* GIVEN INSTRUCTION: Omit all images, then return the remaining material exactly as it stands.

* RECORDED DATA:
•••••

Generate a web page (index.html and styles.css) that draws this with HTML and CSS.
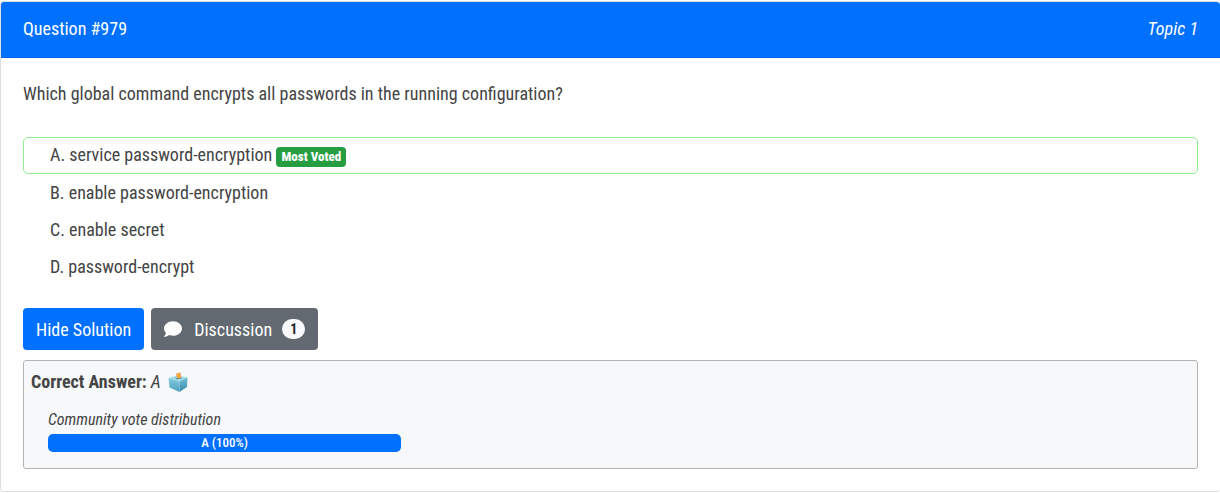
FILE: index.html
```html
<!DOCTYPE html>
<html lang="en">
<head>
<meta charset="utf-8">
<meta name="viewport" content="width=device-width, initial-scale=1">
<title>Question #979</title>
<link rel="stylesheet" href="styles.css">
</head>
<body>
<article class="card">
  <header class="card-header"><span>Question #979</span><em>Topic 1</em></header>
  <div class="card-body">
    <p class="question">Which global command encrypts all passwords in the running configuration?</p>
    <ul class="choices">
      <li class="choice voted">A. service password-encryption <span class="badge">Most Voted</span></li>
      <li class="choice">B. enable password-encryption</li>
      <li class="choice">C. enable secret</li>
      <li class="choice">D. password-encrypt</li>
    </ul>
    <div class="actions">
      <button class="btn primary" type="button">Hide Solution</button>
      <button class="btn secondary" type="button">
        <svg class="comment" viewBox="0 0 512 512" aria-hidden="true"><path fill="currentColor" d="M256 32C114.600 32 0 125.100 0 240c0 49.600 21.400 95 57 130.700C44.500 421.100 2.700 466 2.200 466.500c-2.200 2.300-2.800 5.700-1.500 8.700S4.800 480 8 480c66.300 0 116-31.800 140.600-51.400 32.700 12.300 69 19.400 107.400 19.400 141.400 0 256-93.100 256-208S397.400 32 256 32z"/></svg>
        <span>Discussion</span>
        <span class="count">1</span>
      </button>
    </div>
    <section class="answer">
      <p class="correct">
        <strong>Correct Answer:</strong>
        <em>A</em>
        <svg class="ballot" viewBox="0 0 20 20" aria-hidden="true">
          <defs>
            <linearGradient id="left" x1="0" y1="0" x2="0" y2="1"><stop offset="0" stop-color="#86cbe0"/><stop offset="1" stop-color="#4ba0bd"/></linearGradient>
            <linearGradient id="right" x1="0" y1="0" x2="0" y2="1"><stop offset="0" stop-color="#70bdd6"/><stop offset="1" stop-color="#398ba9"/></linearGradient>
          </defs>
          <path fill="#a0dbe9" d="M.5 6L9 3.500l10.500 2L11.500 9.500z"/>
          <path fill="url(#left)" d="M.5 6l11 3.500V20L1.500 15.500z"/>
          <path fill="url(#right)" d="M19.500 5.500l-8 4V20l7.500-5z"/>
          <path fill="#52889b" d="M7.500 6l6-.5.5 1-5.500.7z"/>
          <path fill="#f3a647" d="M8 1.500L12.500.5l1 5.300-4.500.8z"/>
        </svg>
      </p>
      <div class="votes">
        <em class="votes-title">Community vote distribution</em>
        <div class="track"><div class="bar" style="width: 100%">A (100%)</div></div>
      </div>
    </section>
  </div>
</article>
</body>
</html>
```
FILE: styles.css
```css
* { box-sizing: border-box; }

body {
  margin: 0;
  padding-top: 1px;
  background: #fff;
  color: #444;
  font-family: "Roboto Condensed", Roboto, sans-serif;
  font-size: 18px;
  line-height: 27px;
}

p, ul { margin: 0; padding: 0; }

.card {
  border: 1px solid #dfdfdf;
  border-right: 0;
  border-radius: 4px;
  overflow: hidden;
}

.card-header {
  display: flex;
  justify-content: space-between;
  padding: 13px 22px 15px;
  border-bottom: 1px solid #0068e8;
  background: #0070ff;
  color: #fff;
}

.card-body { padding: 22px; }

.question { margin-bottom: 30px; }

.choices { list-style: none; }

.choice { padding: 5px 27px; }

.voted {
  padding: 3px 26px 5px;
  border: 1px solid #90ee90;
  border-radius: 5px;
}

.badge {
  display: inline-block;
  padding: 3px 5px;
  border-radius: 4px;
  background: #259d40;
  color: #fff;
  font-size: 13px;
  font-weight: 800;
  line-height: 14px;
}

.actions {
  display: flex;
  gap: 7px;
  margin: 23px 0 10px;
}

.btn {
  display: flex;
  align-items: center;
  height: 42px;
  padding: 0 13px;
  border: 0;
  border-radius: 4px;
  color: #fff;
  font: inherit;
  cursor: pointer;
}

.primary { background: #0070ff; }
.secondary { background: #626970; }

.comment {
  width: 18px;
  height: 18px;
  margin-right: 12px;
}

.count {
  margin-left: 10px;
  padding: 3px 8px;
  border-radius: 10px;
  background: #f8f9fa;
  color: #212529;
  font-size: 14px;
  font-weight: 700;
  line-height: 14px;
}

.answer {
  padding: 7px;
  padding-bottom: 16px;
  border: 1px solid #b3b3b3;
  border-radius: 3px;
  background: #f7f8fa;
}

.correct {
  display: flex;
  align-items: center;
  gap: 4px;
}

.ballot {
  width: 20px;
  height: 20px;
  margin-left: 3px;
}

.votes {
  max-width: 370px;
  margin-top: 13px;
  padding-left: 17px;
}

.votes-title {
  display: block;
  font-size: 16px;
  line-height: 24px;
}

.track { margin-top: 2px; }

.bar {
  border-radius: 5px;
  background: #0070ff;
  color: #fff;
  font-size: 13px;
  font-weight: 500;
  line-height: 18px;
  text-align: center;
}
```
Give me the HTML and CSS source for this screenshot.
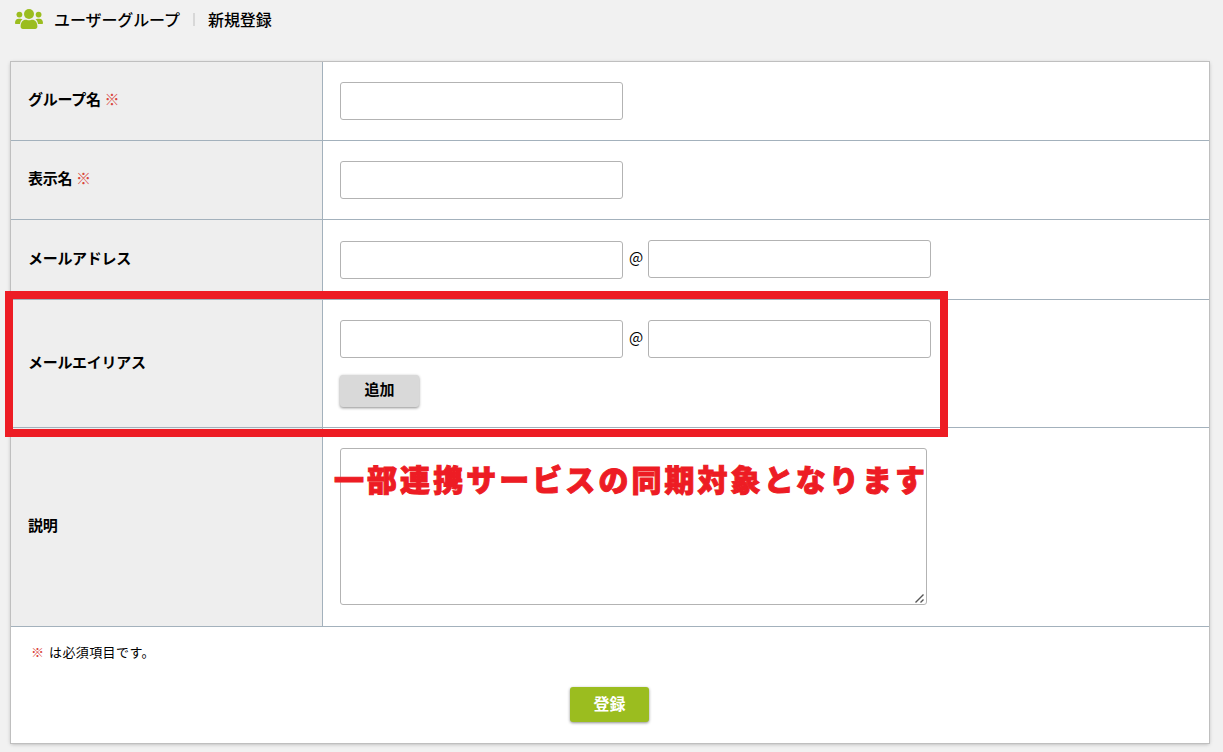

•••••

* THE SOLUTION:
Generate a web page (index.html and styles.css) that draws this with HTML and CSS.
FILE: index.html
```html
<!DOCTYPE html>
<html lang="en">
<head>
<meta charset="utf-8">
<meta name="viewport" content="width=device-width, initial-scale=1">
<title>Question #979</title>
<link rel="stylesheet" href="styles.css">
</head>
<body>
<article class="card">
  <header class="card-header"><span>Question #979</span><em>Topic 1</em></header>
  <div class="card-body">
    <p class="question">Which global command encrypts all passwords in the running configuration?</p>
    <ul class="choices">
      <li class="choice voted">A. service password-encryption <span class="badge">Most Voted</span></li>
      <li class="choice">B. enable password-encryption</li>
      <li class="choice">C. enable secret</li>
      <li class="choice">D. password-encrypt</li>
    </ul>
    <div class="actions">
      <button class="btn primary" type="button">Hide Solution</button>
      <button class="btn secondary" type="button">
        <svg class="comment" viewBox="0 0 512 512" aria-hidden="true"><path fill="currentColor" d="M256 32C114.600 32 0 125.100 0 240c0 49.600 21.400 95 57 130.700C44.500 421.100 2.700 466 2.200 466.500c-2.200 2.300-2.800 5.700-1.500 8.700S4.800 480 8 480c66.300 0 116-31.800 140.600-51.400 32.700 12.300 69 19.400 107.400 19.400 141.400 0 256-93.100 256-208S397.400 32 256 32z"/></svg>
        <span>Discussion</span>
        <span class="count">1</span>
      </button>
    </div>
    <section class="answer">
      <p class="correct">
        <strong>Correct Answer:</strong>
        <em>A</em>
        <svg class="ballot" viewBox="0 0 20 20" aria-hidden="true">
          <defs>
            <linearGradient id="left" x1="0" y1="0" x2="0" y2="1"><stop offset="0" stop-color="#86cbe0"/><stop offset="1" stop-color="#4ba0bd"/></linearGradient>
            <linearGradient id="right" x1="0" y1="0" x2="0" y2="1"><stop offset="0" stop-color="#70bdd6"/><stop offset="1" stop-color="#398ba9"/></linearGradient>
          </defs>
          <path fill="#a0dbe9" d="M.5 6L9 3.500l10.500 2L11.500 9.500z"/>
          <path fill="url(#left)" d="M.5 6l11 3.500V20L1.500 15.500z"/>
          <path fill="url(#right)" d="M19.500 5.500l-8 4V20l7.500-5z"/>
          <path fill="#52889b" d="M7.500 6l6-.5.5 1-5.500.7z"/>
          <path fill="#f3a647" d="M8 1.500L12.500.5l1 5.300-4.500.8z"/>
        </svg>
      </p>
      <div class="votes">
        <em class="votes-title">Community vote distribution</em>
        <div class="track"><div class="bar" style="width: 100%">A (100%)</div></div>
      </div>
    </section>
  </div>
</article>
</body>
</html>
```
FILE: styles.css
```css
* { box-sizing: border-box; }

body {
  margin: 0;
  padding-top: 1px;
  background: #fff;
  color: #444;
  font-family: "Roboto Condensed", Roboto, sans-serif;
  font-size: 18px;
  line-height: 27px;
}

p, ul { margin: 0; padding: 0; }

.card {
  border: 1px solid #dfdfdf;
  border-right: 0;
  border-radius: 4px;
  overflow: hidden;
}

.card-header {
  display: flex;
  justify-content: space-between;
  padding: 13px 22px 15px;
  border-bottom: 1px solid #0068e8;
  background: #0070ff;
  color: #fff;
}

.card-body { padding: 22px; }

.question { margin-bottom: 30px; }

.choices { list-style: none; }

.choice { padding: 5px 27px; }

.voted {
  padding: 3px 26px 5px;
  border: 1px solid #90ee90;
  border-radius: 5px;
}

.badge {
  display: inline-block;
  padding: 3px 5px;
  border-radius: 4px;
  background: #259d40;
  color: #fff;
  font-size: 13px;
  font-weight: 800;
  line-height: 14px;
}

.actions {
  display: flex;
  gap: 7px;
  margin: 23px 0 10px;
}

.btn {
  display: flex;
  align-items: center;
  height: 42px;
  padding: 0 13px;
  border: 0;
  border-radius: 4px;
  color: #fff;
  font: inherit;
  cursor: pointer;
}

.primary { background: #0070ff; }
.secondary { background: #626970; }

.comment {
  width: 18px;
  height: 18px;
  margin-right: 12px;
}

.count {
  margin-left: 10px;
  padding: 3px 8px;
  border-radius: 10px;
  background: #f8f9fa;
  color: #212529;
  font-size: 14px;
  font-weight: 700;
  line-height: 14px;
}

.answer {
  padding: 7px;
  padding-bottom: 16px;
  border: 1px solid #b3b3b3;
  border-radius: 3px;
  background: #f7f8fa;
}

.correct {
  display: flex;
  align-items: center;
  gap: 4px;
}

.ballot {
  width: 20px;
  height: 20px;
  margin-left: 3px;
}

.votes {
  max-width: 370px;
  margin-top: 13px;
  padding-left: 17px;
}

.votes-title {
  display: block;
  font-size: 16px;
  line-height: 24px;
}

.track { margin-top: 2px; }

.bar {
  border-radius: 5px;
  background: #0070ff;
  color: #fff;
  font-size: 13px;
  font-weight: 500;
  line-height: 18px;
  text-align: center;
}
```
Give me the HTML and CSS source for this screenshot.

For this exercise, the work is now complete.